There were a bunch of reasons for the choice of C over C++:
1. At the time, we were doing a bunch of stuff with LLVM in the templating language. I'd previously been responsible for trying to integrate LLVM with C++ generated code, and it is painful, mostly because of name mangling and vtable dispatch. Providing a C API sidesteps this entirely, as LLVM can call into C code and use C structs no problem, and once the API is in C there's little reason to make the internals be in C++.
2. We wanted to provide tooling for this templating language, and the easiest way to write tooling is in Python or some other scripting language. It's easier to provide Python etc. bindings with a C API than a C++ API.

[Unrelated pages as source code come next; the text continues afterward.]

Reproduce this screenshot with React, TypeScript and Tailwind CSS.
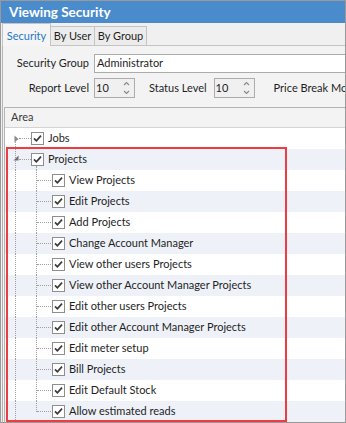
const CHILDREN = [
  "View Projects",
  "Edit Projects",
  "Add Projects",
  "Change Account Manager",
  "View other users Projects",
  "View other Account Manager Projects",
  "Edit other users Projects",
  "Edit other Account Manager Projects",
  "Edit meter setup",
  "Bill Projects",
  "Edit Default Stock",
  "Allow estimated reads",
];

function CheckBox() {
  return (
    <span className="flex h-[13px] w-[13px] shrink-0 items-center justify-center border border-[#8e8e8e] bg-white">
      <svg width="11" height="11" viewBox="0 0 11 11">
        <path d="M2 5.3 L4.4 7.8 L9 2.6" fill="none" stroke="#3a3a3a" strokeWidth="1.7" />
      </svg>
    </span>
  );
}

function Spinner({ value }: { value: string }) {
  return (
    <div className="flex h-[20px] w-[41px] shrink-0 items-center justify-between border border-[#acacac] bg-[#f0f0f0] pl-[1px] pr-[4px]">
      <span>{value}</span>
      <svg width="7" height="14" viewBox="0 0 7 14">
        <path d="M1 4 L3.5 1.5 L6 4" fill="none" stroke="#8a8a8a" strokeWidth="1.2" />
        <path d="M1 10 L3.5 12.5 L6 10" fill="none" stroke="#8a8a8a" strokeWidth="1.2" />
      </svg>
    </div>
  );
}

function TreeRow({
  index,
  level,
  label,
  children,
}: {
  index: number;
  level: 0 | 1;
  label: string;
  children?: React.ReactNode;
}) {
  return (
    <div
      className={`relative flex h-[21px] items-center ${
        index % 2 === 1 ? "bg-[#eef2f8]" : "bg-white"
      } ${level === 0 ? "pl-[26px]" : "pl-[47px]"}`}
    >
      {children}
      <CheckBox />
      <span className="ml-[4px] whitespace-nowrap">{label}</span>
    </div>
  );
}

export default function App() {
  return (
    <div
      className="relative h-[423px] w-[346px] overflow-hidden border border-[#999999] bg-[#f0f0f0] text-[11px] text-[#1e1e1e]"
      style={{ fontFamily: "Lato, 'Open Sans', sans-serif" }}
    >
      {/* Title bar */}
      <div className="flex h-[22px] items-center bg-[#4a8ccb] pl-[8px] text-[13.5px] font-bold text-white">
        Viewing Security
      </div>

      {/* Tabs */}
      <div className="flex h-[23px] items-end pl-[1px]">
        <div className="flex h-[23px] w-[49px] shrink-0 items-center justify-center border-x border-t border-[#c4c4c4] bg-[#f5f5f5] pt-[3px] text-[#1f78c8]">
          Security
        </div>
        <div className="flex h-[20px] w-[44px] shrink-0 items-center justify-center border-y border-r border-[#c4c4c4] bg-[#ececec]">
          By User
        </div>
        <div className="flex h-[20px] w-[52px] shrink-0 items-center justify-center border-y border-r border-[#c4c4c4] bg-[#ececec]">
          By Group
        </div>
        <div className="h-[20px] flex-1 border-b border-[#c4c4c4]" />
      </div>

      {/* Panel */}
      <div className="ml-[1px] h-full border-l border-[#b4b4b4] bg-[#f3f3f3]">
        <div className="flex items-center pt-[8px]">
          <span className="w-[86px] shrink-0 text-right">Security Group</span>
          <div className="ml-[5px] flex h-[19px] w-[300px] shrink-0 items-center border border-[#acacac] bg-white pl-[2px]">
            Administrator
          </div>
        </div>
        <div className="mt-[5px] flex items-center whitespace-nowrap">
          <span className="w-[86px] shrink-0 text-right">Report Level</span>
          <div className="ml-[5px] shrink-0">
            <Spinner value="10" />
          </div>
          <span className="ml-[14px] shrink-0">Status Level</span>
          <div className="ml-[7px] shrink-0">
            <Spinner value="10" />
          </div>
          <span className="ml-[19px] shrink-0">Price Break Movement</span>
        </div>

        {/* Grid */}
        <div className="ml-[1px] mt-[9px] h-full border-l border-t border-[#b4b4b4] bg-white">
          <div className="flex h-[20px] items-center border-b border-[#d4d4d4] bg-[#f3f3f3] pl-[6px] text-[#3a3a3a]">
            Area
          </div>

          <TreeRow index={0} level={0} label="Jobs">
            <span className="absolute left-[10px] top-[14px] h-[7px] border-l border-dotted border-[#a0a0a0]" />
            <span className="absolute left-[14px] top-[10px] w-[12px] border-t border-dotted border-[#a0a0a0]" />
            <svg className="absolute left-[9px] top-[7px]" width="5" height="8" viewBox="0 0 5 8">
              <path d="M0.5 0.5 L4.5 4 L0.5 7.5 Z" fill="#8c8c8c" />
            </svg>
          </TreeRow>

          <TreeRow index={1} level={0} label="Projects">
            <span className="absolute left-[10px] top-0 h-[21px] border-l border-dotted border-[#a0a0a0]" />
            <span className="absolute left-[14px] top-[10px] w-[12px] border-t border-dotted border-[#a0a0a0]" />
            <span className="absolute left-[31px] top-[17px] h-[4px] border-l border-dotted border-[#a0a0a0]" />
            <svg className="absolute left-[8px] top-[6px]" width="6" height="6" viewBox="0 0 6 6">
              <path d="M5.5 0.5 L5.5 5.5 L0.5 5.5 Z" fill="#6e6e6e" />
            </svg>
          </TreeRow>

          {CHILDREN.map((label, i) => {
            const last = i === CHILDREN.length - 1;
            return (
              <TreeRow key={label} index={i + 2} level={1} label={label}>
                <span className="absolute left-[10px] top-0 h-[21px] border-l border-dotted border-[#a0a0a0]" />
                <span
                  className={`absolute left-[31px] top-0 border-l border-dotted border-[#a0a0a0] ${
                    last ? "h-[11px]" : "h-[21px]"
                  }`}
                />
                <span className="absolute left-[32px] top-[10px] w-[14px] border-t border-dotted border-[#a0a0a0]" />
              </TreeRow>
            );
          })}
        </div>
      </div>

      {/* Highlight box */}
      <div className="pointer-events-none absolute left-[5px] top-[146px] h-[275px] w-[281px] border-2 border-[#ee3d42]" />
    </div>
  );
}
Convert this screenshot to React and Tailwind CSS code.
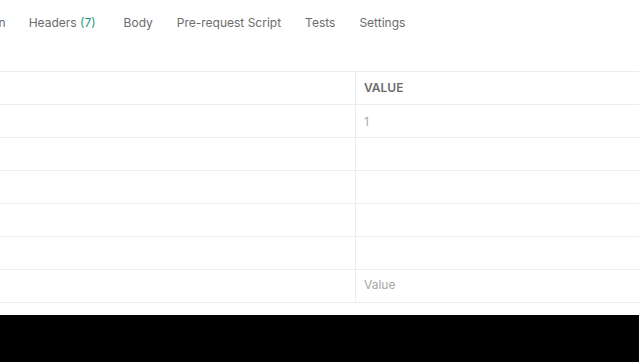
import React from 'react';

const rows = [
  { key: '', value: '1' },
  { key: '', value: '' },
  { key: '', value: '' },
  { key: '', value: '' },
  { key: '', value: '' },
];

const App = () => {
  return (
    <div className="h-screen bg-black font-['Inter',sans-serif]">
      <div className="h-[315px] bg-white overflow-hidden">
        {/* Tabs */}
        <div className="flex items-center h-[45px] text-[12px] text-[#6b6b6b] whitespace-nowrap -ml-[70px]">
          <span className="mr-[23px]">Authorization</span>
          <span className="mr-[28px]">
            Headers <span className="text-[#1a9c7c]">(7)</span>
          </span>
          <span className="mr-[24px]">Body</span>
          <span className="mr-[24px]">Pre-request Script</span>
          <span className="mr-[24px]">Tests</span>
          <span>Settings</span>
        </div>

        {/* Table */}
        <div className="mt-[26px] border-t border-[#ededed]">
          <div className="flex h-[33px] border-b border-[#ededed]">
            <div className="w-[356px] border-r border-[#ededed]" />
            <div className="flex-1 flex items-center px-[8px] text-[12px] font-semibold text-[#6b6b6b]">
              VALUE
            </div>
          </div>
          {rows.map((row, i) => (
            <div key={i} className="flex h-[33px] border-b border-[#ededed]">
              <div className="w-[356px] border-r border-[#ededed]" />
              <div className="flex-1 flex items-center px-[8px] pt-[1px] text-[12px] text-[#a6adb4]">
                {row.value}
              </div>
            </div>
          ))}
          <div className="flex h-[33px] border-b border-[#ededed]">
            <div className="w-[356px] border-r border-[#ededed]" />
            <div className="flex-1 flex items-center px-[8px] pb-[2px] text-[12px] text-[#a6a6a6]">
              Value
            </div>
          </div>
        </div>
      </div>
    </div>
  );
};

export default App;
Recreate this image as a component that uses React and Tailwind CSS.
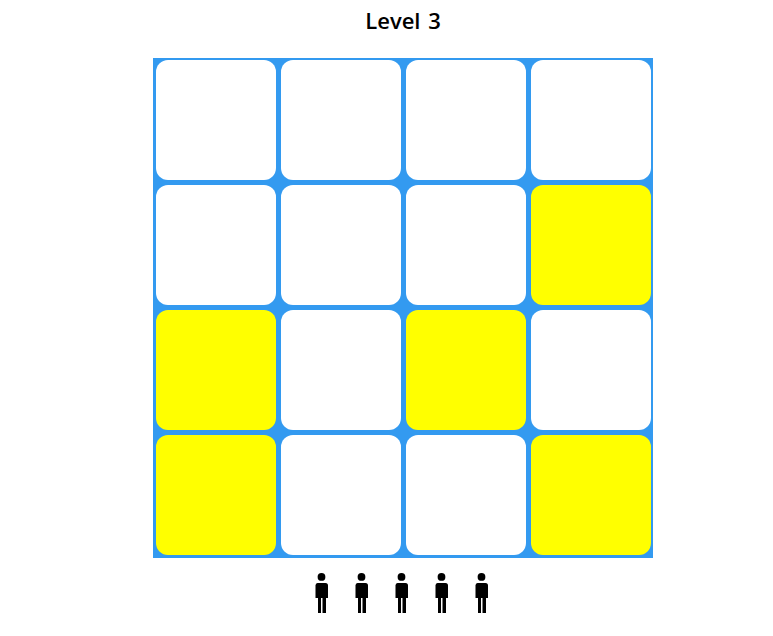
const yellow = new Set([7, 8, 10, 12, 15]);

function Person() {
  return (
    <svg width="14" height="42" viewBox="0 0 14 42" className="block shrink-0">
      <circle cx="6.5" cy="3.9" r="3.9" fill="#000" />
      <path d="M2.5 10H10.5Q13 10 13 12.5V25H0.5V12.5Q0.5 10 2.5 10Z" fill="#000" />
      <rect x="3" y="25" width="3" height="15" fill="#000" />
      <rect x="7.5" y="25" width="3.5" height="15" fill="#000" />
    </svg>
  );
}

export default function App() {
  return (
    <div className="w-[773px] h-[636px] bg-white overflow-hidden font-['Open_Sans',sans-serif]">
      <div className="ml-[153px] w-[500px] flex flex-col items-center">
        <h1 className="h-[58px] pt-[5px] text-[22px] leading-[30px] font-semibold text-black [word-spacing:2px]">Level 3</h1>
        <div className="w-[500px] h-[500px] bg-[#339af0] grid grid-cols-[repeat(4,120px)] grid-rows-[repeat(4,120px)] gap-[5px] pl-[3px] pt-[2px]">
          {Array.from({ length: 16 }, (_, i) => (
            <div key={i} className={`rounded-[12px] ${yellow.has(i) ? "bg-[#ffff00]" : "bg-white"}`} />
          ))}
        </div>
        <div className="mt-[15px] flex gap-[26px] mr-[2px]">
          {[0, 1, 2, 3, 4].map((i) => (
            <Person key={i} />
          ))}
        </div>
      </div>
    </div>
  );
}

3. We'd intended from the start to open-source this. One of the team members had significant open-source experience, and he pointed out that within the open-source community, there are a number of people who basically refuse to use C++ and will instantly disqualify a C++ library. So regardless of whether these people are right, to reach the maximum number of people and prospective projects it should be in C.
Do you often read the output of some library macros that the C pre-compiler generates?
I do when they have bugs in them. :(
The parts of C++ that I most missed with this project were standard libraries for string and vector. Many times they were just accumulating or munging values that would eventually end up in the C-API parse tree, and so if I wrote them in C++, I'd just need to translate to a C implementation afterwards. I could potentially have used classes & objects for some of the states, but the array-of-function-pointers that it currently uses is basically just as easy and simpler.
Why do we need yet another HTML5 Parser?
What's wrong with Webkit?
What's wrong with the new Gecko2 HTML5 parser?
And what license is it?
Compared to Gecko and WebKit, this gives you just the parser, which is significantly simpler than the whole engine and all you want for many applications.